Take a look through the manual instructions that come with the game,
there is enough there to fill you in on all the button interfaces if
you’re new, and just enough that if you have played the first
rainbow Six Vegas, you will be at home and pick up the newer
interfaces in a snap.
Customizing you’re character, I am a sucker for stuff like that, and
only if it is well done. With Rainbow Six Vegas 2, you get to
customize a lot with the character, including playing as a female or
male which is a darn good move. I know a couple of female real life
soldiers and police officers that like when females are represented
in these games.
Of course the multi
player aspects are back again, and even with a strong single player
game, I do not think it would be very complete without the multi
player. There are the same kinds of multi player gaming that you
find in most shooter games, but then again the multiplayer is only
as good as the fellow players you play with or against, regardless
of how many cool multiplayer options there are.
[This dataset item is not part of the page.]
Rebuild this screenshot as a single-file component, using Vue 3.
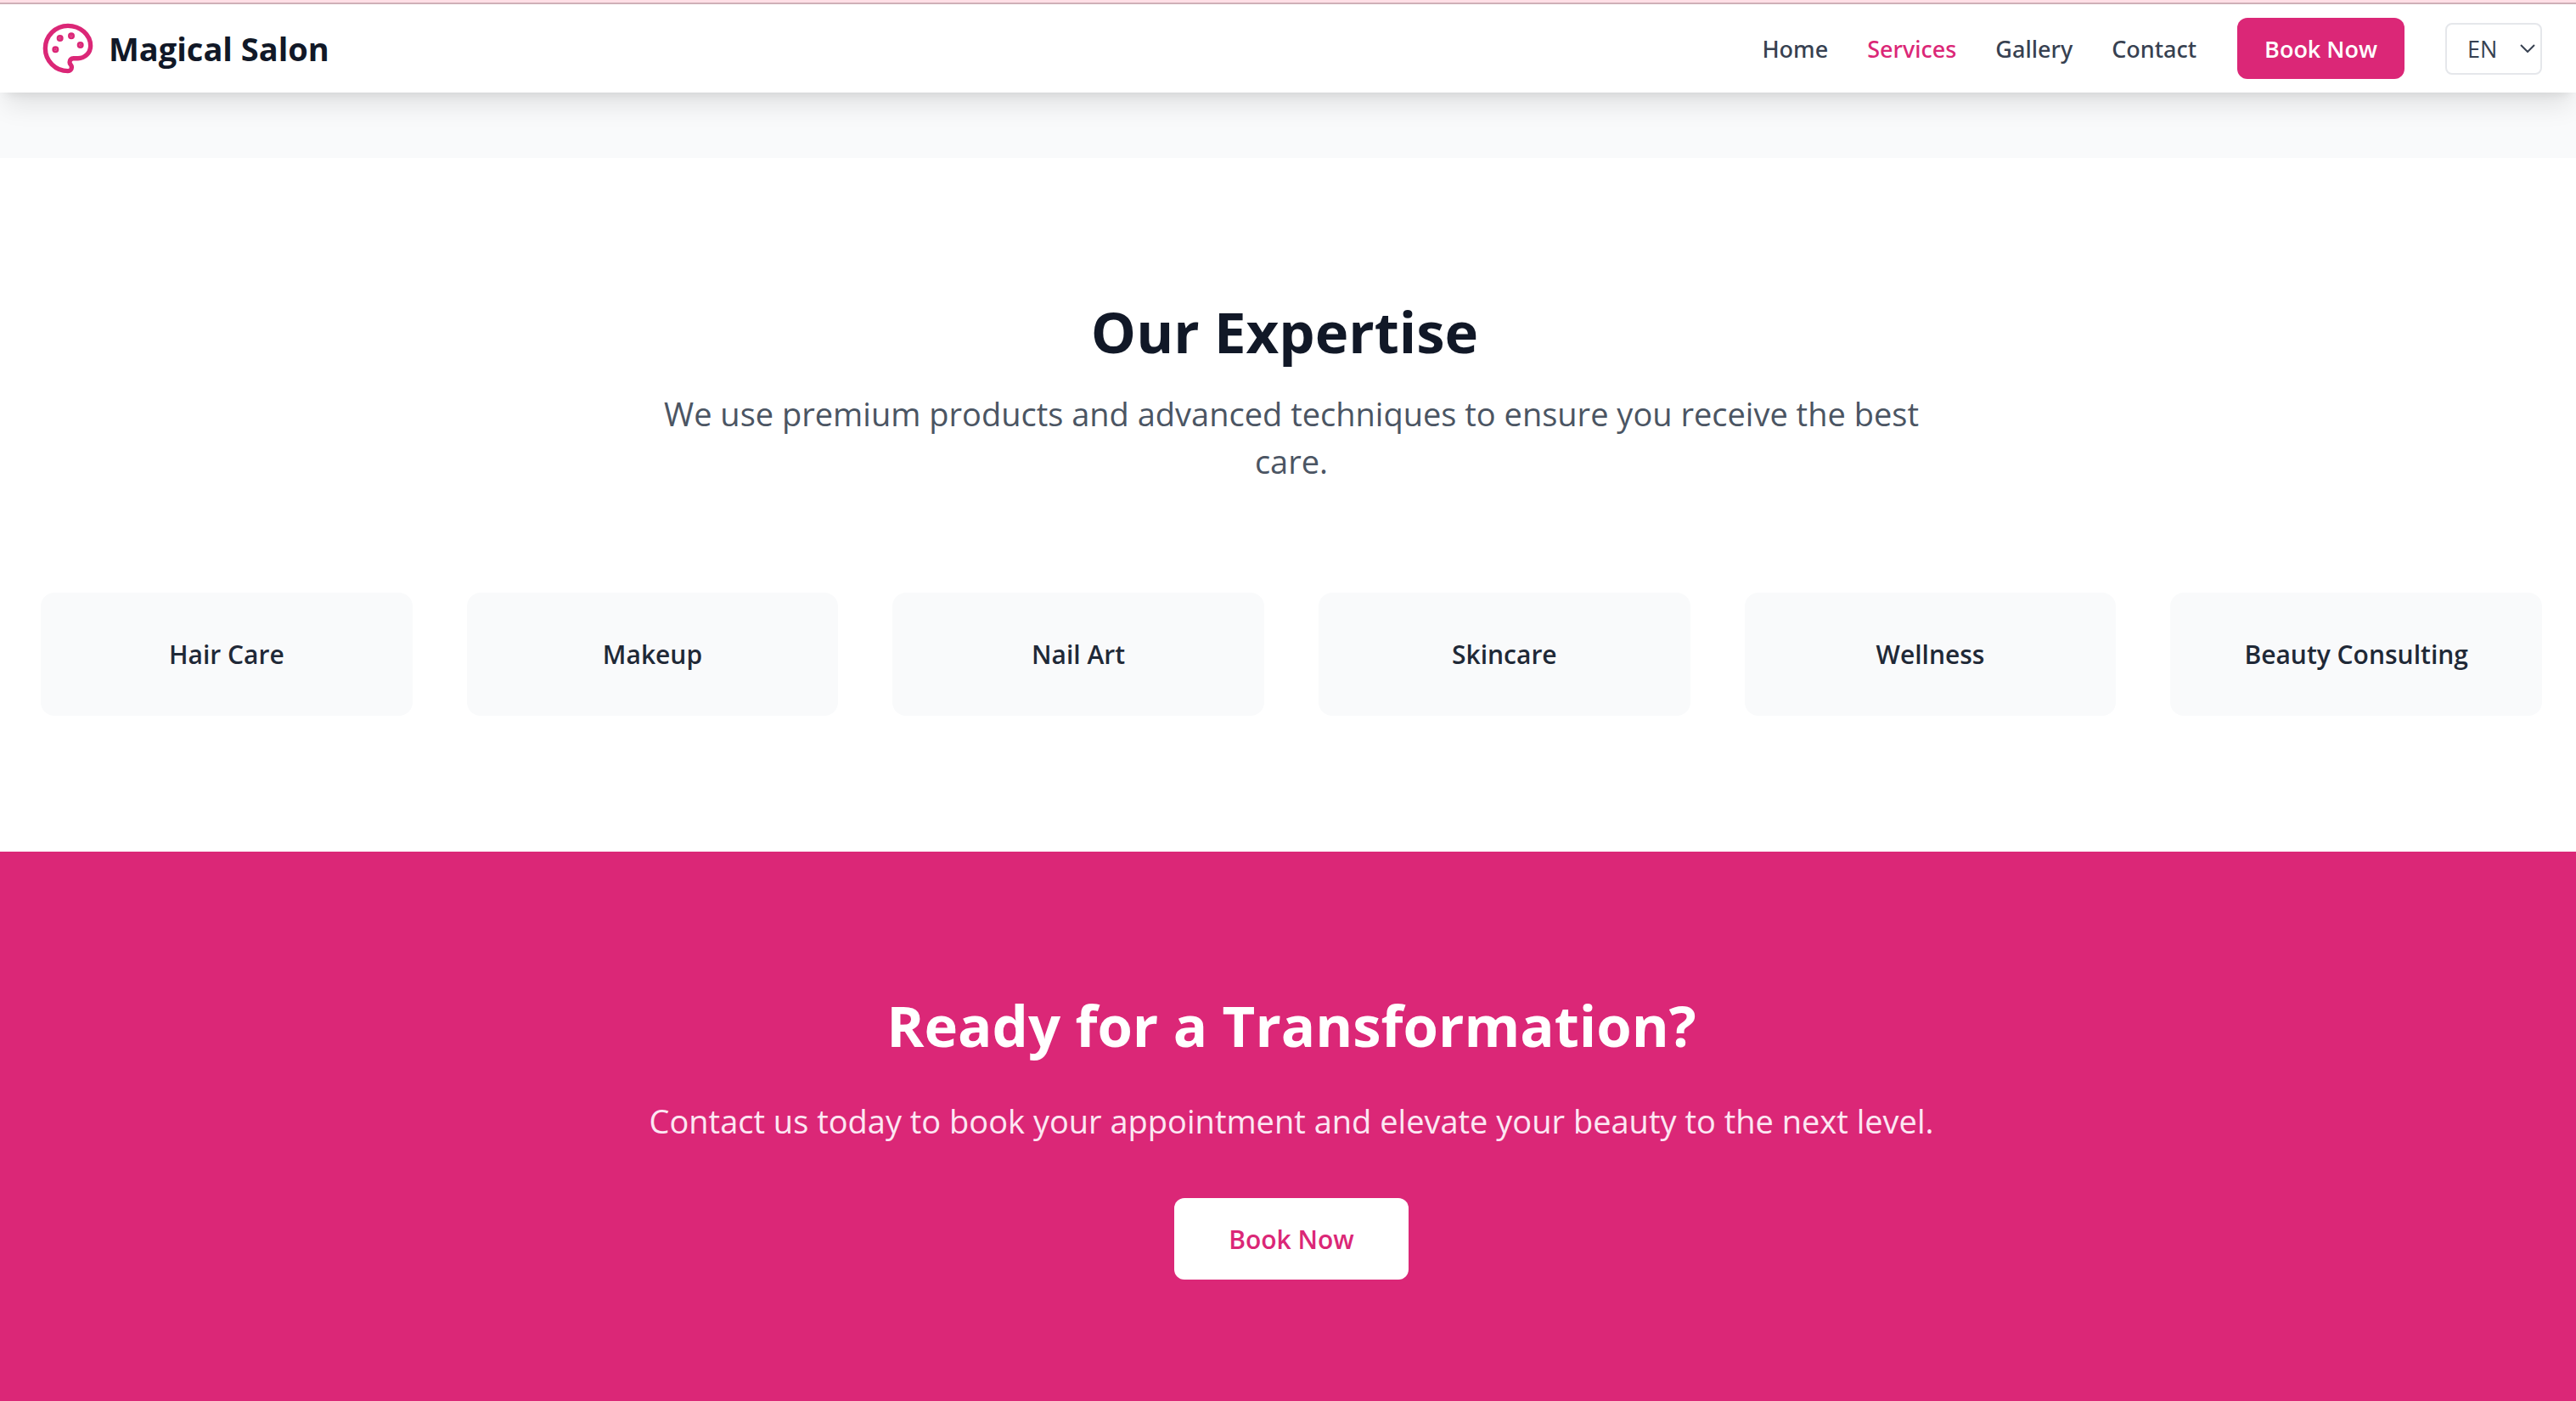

So, sorry folks I
really won’t be going that much into the multiplayer aspects other
than to say there are quick match options, custom matches, a
matchmaking system and then creating a match where you are the host
and control several different aspects of the match.
The game maps are vast and give a lot of tactical advantages and
disadvantageous, with plenty of cover in some areas and open areas
that you would have to sprint across to get to cover. That my
friends are what spoke grenades are for, concealment and advance to
The original Rainbow Six Vegas was and is one of the true gems of
the gaming world, Rainbow Six Vegas Two does an excellent job at
following up on the original and offers another classic for the
franchise. So whether you feel it’s too much like the first one or
that it may feel like a high priced add on, there is no denying
Rainbow Six Vegas 2 is the shooter to get your hands on.